Dengan dimulainya pembangunan ekosistem baterai kendaraan listrik terintegrasi di Indonesia, pemerintah berharap dapat menjadi bagian penting dalam rantai pasok global serta mendorong tumbuhnya industri otomotif kendaraan listrik di dalam negeri dengan kandungan lokal yang lebih tinggi dan harga yang terjangkau. Rencana investasi ini juga didorong untuk dapat memprioritaskan kemitraan dengan pengusaha nasional, terutama yang ada di daerah serta Usaha Mikro, Kecil, dan Menengah (UMKM) yang memiliki kapabilitas dan kapasitas dalam setiap rantai pasok.
“Kementerian Investasi dan Hilirisasi/BKPM saat ini juga terus melakukan fasilitasi dan asistensi terkait percepatan realisasi investasi proyek ini melalui percepatan perizinan berusaha dan juga insentif. Kami juga akan memfasilitasi komunikasi dan berkoordinasi dengan Kementerian BUMN dan para stakeholder terkait agar proyek dapat terealisasi dengan cepat,” terang Menteri Rosan.

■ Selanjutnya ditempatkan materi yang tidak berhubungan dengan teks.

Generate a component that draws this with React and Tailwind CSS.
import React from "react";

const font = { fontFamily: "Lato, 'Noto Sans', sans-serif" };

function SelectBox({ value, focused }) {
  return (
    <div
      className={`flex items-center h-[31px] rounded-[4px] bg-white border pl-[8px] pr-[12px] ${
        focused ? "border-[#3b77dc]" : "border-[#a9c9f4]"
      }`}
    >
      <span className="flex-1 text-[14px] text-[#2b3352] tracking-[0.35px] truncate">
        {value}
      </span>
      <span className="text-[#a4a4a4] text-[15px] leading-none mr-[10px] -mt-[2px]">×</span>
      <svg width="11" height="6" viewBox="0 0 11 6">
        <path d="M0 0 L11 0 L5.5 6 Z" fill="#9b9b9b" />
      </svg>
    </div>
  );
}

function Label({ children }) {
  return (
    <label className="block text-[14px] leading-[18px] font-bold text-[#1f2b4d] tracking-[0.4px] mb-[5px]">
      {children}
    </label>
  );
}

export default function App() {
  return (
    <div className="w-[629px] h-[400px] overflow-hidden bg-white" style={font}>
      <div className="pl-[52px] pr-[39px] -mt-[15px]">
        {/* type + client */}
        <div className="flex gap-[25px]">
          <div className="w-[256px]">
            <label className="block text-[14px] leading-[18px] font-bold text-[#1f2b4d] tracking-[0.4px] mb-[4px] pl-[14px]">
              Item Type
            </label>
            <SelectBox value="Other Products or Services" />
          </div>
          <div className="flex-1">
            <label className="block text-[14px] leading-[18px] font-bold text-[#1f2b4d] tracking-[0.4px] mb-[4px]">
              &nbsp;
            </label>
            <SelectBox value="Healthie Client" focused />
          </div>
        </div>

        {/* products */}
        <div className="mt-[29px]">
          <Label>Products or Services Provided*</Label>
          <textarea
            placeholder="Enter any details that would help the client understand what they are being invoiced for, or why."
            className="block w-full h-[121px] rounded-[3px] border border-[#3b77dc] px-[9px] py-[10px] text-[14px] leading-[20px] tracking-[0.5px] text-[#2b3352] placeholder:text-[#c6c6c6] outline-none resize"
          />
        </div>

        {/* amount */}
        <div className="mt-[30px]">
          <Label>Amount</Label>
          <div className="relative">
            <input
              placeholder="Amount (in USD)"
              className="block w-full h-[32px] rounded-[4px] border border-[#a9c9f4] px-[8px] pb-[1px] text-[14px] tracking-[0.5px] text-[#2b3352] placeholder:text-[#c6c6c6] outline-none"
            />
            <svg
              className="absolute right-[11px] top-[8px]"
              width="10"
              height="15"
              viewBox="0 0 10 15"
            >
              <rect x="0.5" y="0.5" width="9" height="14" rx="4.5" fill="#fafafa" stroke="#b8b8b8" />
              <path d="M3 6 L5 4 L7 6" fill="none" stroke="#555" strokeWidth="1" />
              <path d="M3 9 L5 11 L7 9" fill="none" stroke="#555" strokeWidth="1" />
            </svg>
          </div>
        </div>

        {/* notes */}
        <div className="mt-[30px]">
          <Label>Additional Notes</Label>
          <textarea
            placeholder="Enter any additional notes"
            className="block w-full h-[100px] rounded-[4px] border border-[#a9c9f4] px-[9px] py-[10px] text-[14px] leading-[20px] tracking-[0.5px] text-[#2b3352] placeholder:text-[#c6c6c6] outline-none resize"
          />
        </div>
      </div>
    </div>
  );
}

Pada kesempatan yang sama, Founder and CEO BRUNP Li Changdong yang mewakili group CATL menyampaikan bahwa pihaknya akan berupaya mendorong proyek pengembangan ekosistem agar lebih cepat terealisasi. “Yang terdekat adalah sel baterai kendaraan listrik yang harus mulai berproduksi di 2026 untuk memenuhi permintaan pasar yang sudah masuk. Kami juga tertarik untuk mengembangkan industri daur ulang baterai yang dapat mengamankan sumber daya mineral yang penting untuk baterai agar tetap terjaga serta dapat diolah dan diproduksi kembali di Indonesia dengan teknologi hijau,” ucap Li.
CATL merupakan salah satu perusahaan global teknologi energi baru dan inovatif asal Tiongkok yang menduduki peringkat 292 pada Fortune 500 tahun 2023 dengan kepemilikan total aset per Desember 2023 sebesar 101 miliar dolar AS atau setara Rp 1,6 kuadriliun. Sejak didirikan tahun 2011, perusahaan yang berkantor pusat di Ningde, Fujian tersebut telah menduduki peringkat pertama selama 7 tahun berturut-turut (2017-2023) sebagai penyuplai baterai kendaraan listrik di dunia dengan pangsa pasar global sebesar 37 persen.